++++ Given data
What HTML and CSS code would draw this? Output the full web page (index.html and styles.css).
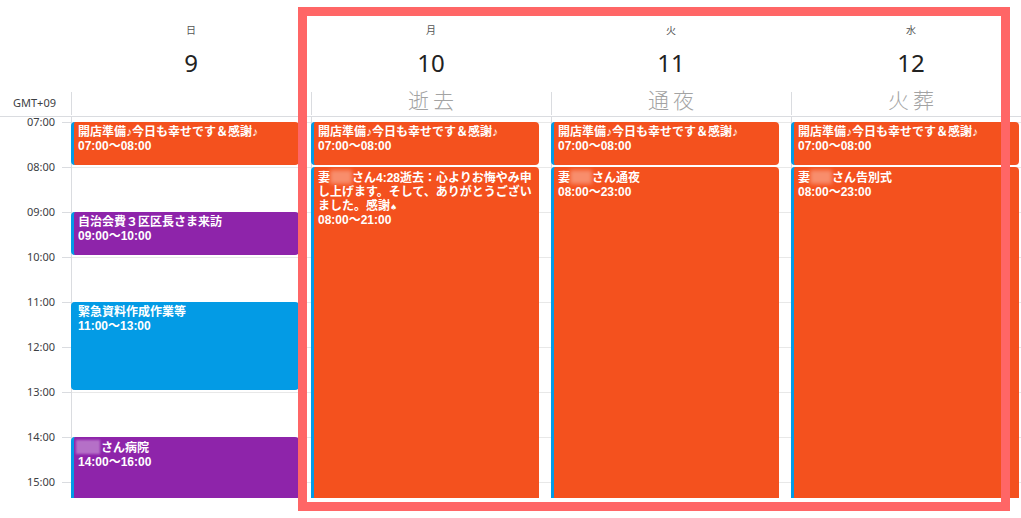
FILE: index.html
```html
<!DOCTYPE html>
<html lang="ja">

<head>
    <meta charset="UTF-8">
    <meta name="viewport" content="width=device-width, initial-scale=1.0">
    <link rel="stylesheet" href="styles.css">
    <title>カレンダー</title>
</head>

<body>
    <div class="cal">
        <div class="head">
            <div class="gutter"><span class="tz">GMT+09</span></div>
            <div class="day-head">
                <div class="dow">日</div>
                <div class="date">9</div>
                <div class="note"></div>
            </div>
            <div class="day-head">
                <div class="dow">月</div>
                <div class="date">10</div>
                <div class="note">逝去</div>
            </div>
            <div class="day-head">
                <div class="dow">火</div>
                <div class="date">11</div>
                <div class="note">通夜</div>
            </div>
            <div class="day-head">
                <div class="dow">水</div>
                <div class="date">12</div>
                <div class="note">火葬</div>
            </div>
        </div>

        <div class="body">
            <div class="times">
                <div class="hour"><span>07:00</span><i class="tick"></i></div>
                <div class="hour"><span>08:00</span><i class="tick"></i></div>
                <div class="hour"><span>09:00</span><i class="tick"></i></div>
                <div class="hour"><span>10:00</span><i class="tick"></i></div>
                <div class="hour"><span>11:00</span><i class="tick"></i></div>
                <div class="hour"><span>12:00</span><i class="tick"></i></div>
                <div class="hour"><span>13:00</span><i class="tick"></i></div>
                <div class="hour"><span>14:00</span><i class="tick"></i></div>
                <div class="hour"><span>15:00</span><i class="tick"></i></div>
            </div>

            <div class="day">
                <div class="event orange" style="grid-row: 1 / span 1">
                    <div class="title">開店準備♪今日も幸せです＆感謝♪</div>
                    <div class="time">07:00～08:00</div>
                </div>
                <div class="event purple" style="grid-row: 3 / span 1">
                    <div class="title">自治会費３区区長さま来訪</div>
                    <div class="time">09:00～10:00</div>
                </div>
                <div class="event blue" style="grid-row: 5 / span 2">
                    <div class="title">緊急資料作成作業等</div>
                    <div class="time">11:00～13:00</div>
                </div>
                <div class="event purple" style="grid-row: 8 / span 2">
                    <div class="title"><span class="hidden wide"></span>さん病院</div>
                    <div class="time">14:00～16:00</div>
                </div>
            </div>

            <div class="day">
                <div class="event orange" style="grid-row: 1 / span 1">
                    <div class="title">開店準備♪今日も幸せです＆感謝♪</div>
                    <div class="time">07:00～08:00</div>
                </div>
                <div class="event orange" style="grid-row: 2 / span 13">
                    <div class="title">妻<span class="hidden"></span>さん4:28逝去：心よりお悔やみ申し上げます。そして、ありがとうございました。感謝<small>♠</small></div>
                    <div class="time">08:00～21:00</div>
                </div>
            </div>

            <div class="day">
                <div class="event orange" style="grid-row: 1 / span 1">
                    <div class="title">開店準備♪今日も幸せです＆感謝♪</div>
                    <div class="time">07:00～08:00</div>
                </div>
                <div class="event orange" style="grid-row: 2 / span 15">
                    <div class="title">妻<span class="hidden"></span>さん通夜</div>
                    <div class="time">08:00～23:00</div>
                </div>
            </div>

            <div class="day">
                <div class="event orange" style="grid-row: 1 / span 1">
                    <div class="title">開店準備♪今日も幸せです＆感謝♪</div>
                    <div class="time">07:00～08:00</div>
                </div>
                <div class="event orange" style="grid-row: 2 / span 15">
                    <div class="title">妻<span class="hidden"></span>さん告別式</div>
                    <div class="time">08:00～23:00</div>
                </div>
            </div>
        </div>
    </div>

    <div class="highlight"></div>
</body>

</html>
```

FILE: styles.css
```css
* {
    margin: 0;
    padding: 0;
    box-sizing: border-box;
}

body {
    background: #fff;
    font-family: "Noto Sans", "Noto Sans CJK JP", sans-serif;
    color: #3c4043;
    width: 1021px;
    height: 518px;
    overflow: hidden;
    position: relative;
}

.cal {
    width: 1021px;
    height: 498px;
    overflow: hidden;
}

/* header */

.head {
    display: grid;
    grid-template-columns: 71px repeat(4, 240px);
    height: 117px;
    border-bottom: 1px solid #dadce0;
}

.gutter {
    display: flex;
    align-items: flex-end;
    justify-content: flex-end;
    padding: 0 15px 6px 0;
}

.tz {
    font-size: 11px;
    line-height: 14px;
    color: #3c4043;
}

.day-head {
    display: flex;
    flex-direction: column;
    align-items: center;
}

.dow {
    margin-top: 23px;
    font-family: "Noto Sans CJK JP", sans-serif;
    font-size: 10px;
    line-height: 14px;
    color: #555;
}

.date {
    margin-top: 11px;
    font-size: 24px;
    line-height: 30px;
    color: #222;
}

.note {
    align-self: stretch;
    position: relative;
    margin-top: 5px;
    height: 32px;
    text-align: center;
    font-family: "Noto Sans CJK JP", sans-serif;
    font-weight: 300;
    font-size: 21px;
    line-height: 32px;
    letter-spacing: 4px;
    padding-left: 4px;
    color: #a3a3a3;
}

.note::before {
    content: "";
    position: absolute;
    left: 0;
    bottom: 0;
    height: 23px;
    border-left: 1px solid #dadce0;
}

/* grid body */

.body {
    display: grid;
    grid-template-columns: 71px repeat(4, 240px);
}

.times {
    padding-top: 5px;
}

.hour {
    display: flex;
    justify-content: flex-end;
    height: 45px;
}

.hour span {
    margin: -7px 7px 0 0;
    font-size: 11px;
    line-height: 14px;
    color: #3c4043;
}

.tick {
    width: 9px;
    height: 0;
    border-top: 1px solid #dadce0;
}

.day {
    display: grid;
    grid-template-rows: repeat(17, 45px);
    padding: 5px 12px 0 0;
    border-left: 1px solid #dadce0;
    background-image: linear-gradient(to bottom, #e8e8e8 1px, transparent 1px);
    background-size: 100% 45px;
    background-position: 0 5px;
}

/* events */

.event {
    margin: 0 0 2px -1px;
    padding: 3px 3px 2px 4px;
    border-left: 3px solid #039be5;
    border-radius: 4px;
    color: #fff;
    font-family: "Liberation Sans", "Noto Sans CJK JP", sans-serif;
    font-size: 12px;
    font-weight: 700;
    line-height: 14px;
    overflow: hidden;
}

.orange {
    background-color: #f4511e;
}

.purple {
    background-color: #8e24aa;
}

.blue {
    background-color: #039be5;
}

.title small {
    font-family: "DejaVu Sans", sans-serif;
    font-size: 8px;
    line-height: 0;
}

.hidden {
    display: inline-block;
    width: 22px;
    height: 14px;
    vertical-align: -2px;
    background: rgba(255, 255, 255, 0.35);
    filter: blur(2px);
}

.hidden.wide {
    width: 24px;
    margin: 0 1px 0 -2px;
    filter: blur(1px);
}

/* highlight box drawn over the last three days */

.highlight {
    position: absolute;
    left: 298px;
    top: 7px;
    width: 712px;
    height: 504px;
    border: 9px solid #ff6666;
}
```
++++++++
Locate all lines in the listing above with the word "styles". Copy them.

__Response__.
What HTML and CSS code would draw this? Output the full web page (index.html and styles.css).
    <link rel="stylesheet" href="styles.css">
FILE: styles.css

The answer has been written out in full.